Fallout over the BOFFO-Kettle deal that would have seen a new drop-in and supportive housing along with close to 200 market condos built atop an assembled parcel of private and public owned land and Commercial and Venables.
As I commented to the Sun reporter yesterday and on Twitter as the story broke – it’s impossible to have an informed opinion on this issue because there is absolutely no transparency. Indeed, as close to half the property in question here is owned by the taxpayers, there should be an onus for even MORE clarity when it comes to negotiating Community Amenity Contributions. There isn’t.
CACs are negotiated ad hoc, on a case-by-case basis between staff and developers. There is no public scrutiny, nor is there any predictability – this builds an air of frustration and distrust for both developers and the public. Where millions of dollars of public benefits are at stake, and where over the course of ten years of unfettered majority rule, Vision Vancouver have net millions of dollars in developer donations (just as the NPA did before them) it’s high time we took a closer look at how these benefits are calculated and for whom.
In the case of the BOFFO-Kettle project, a conflux of issues: neighbourhood opposition to the height, scale and context of the project, with the developer on one side claiming the city has demanded too much public benefit to make the project viable, on the other side the city claiming the developer hasn’t even submitted an application and their asks are quite reasonable.

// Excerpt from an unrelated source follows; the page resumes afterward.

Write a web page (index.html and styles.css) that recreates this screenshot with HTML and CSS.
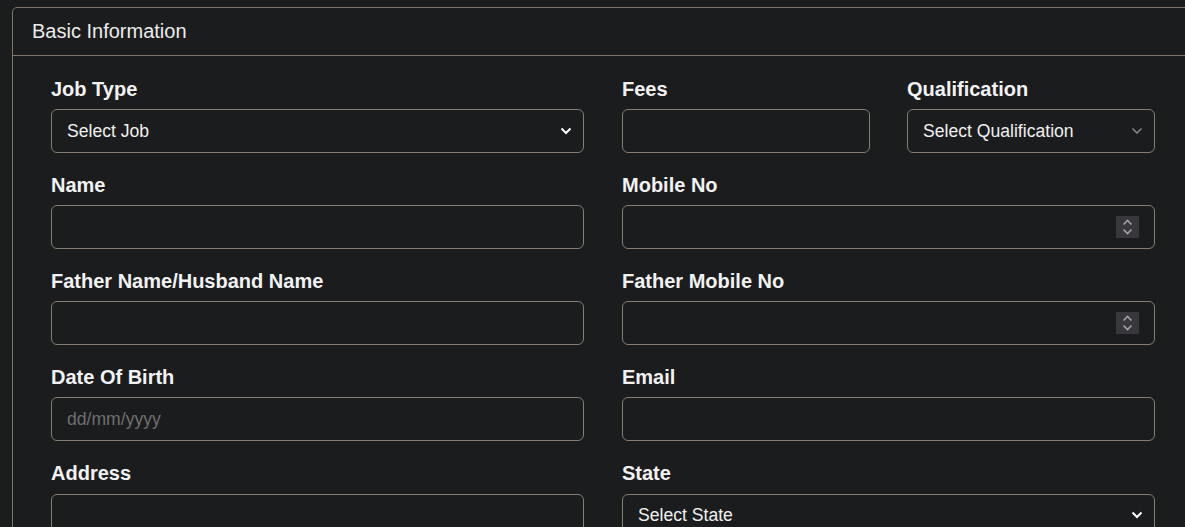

Was the city being reasonable? Did BOFFO bail because of neighbourhood resistance, sunk costs, a softening speculative and offshore condo market, greener pastures and smoother sailing next door in Burnaby? — of course, we the public will never know what is really going on because the details of the CAC ask aren’t public.
Mayoral candidate and UBC urban planning prof Patrick Condon once called CACs and spot zoning the soft spot for corruption. He’s right: let’s open it up and have honest good faith negotiations, we have a (moral) right to know what we are trading in public benefits for private profits.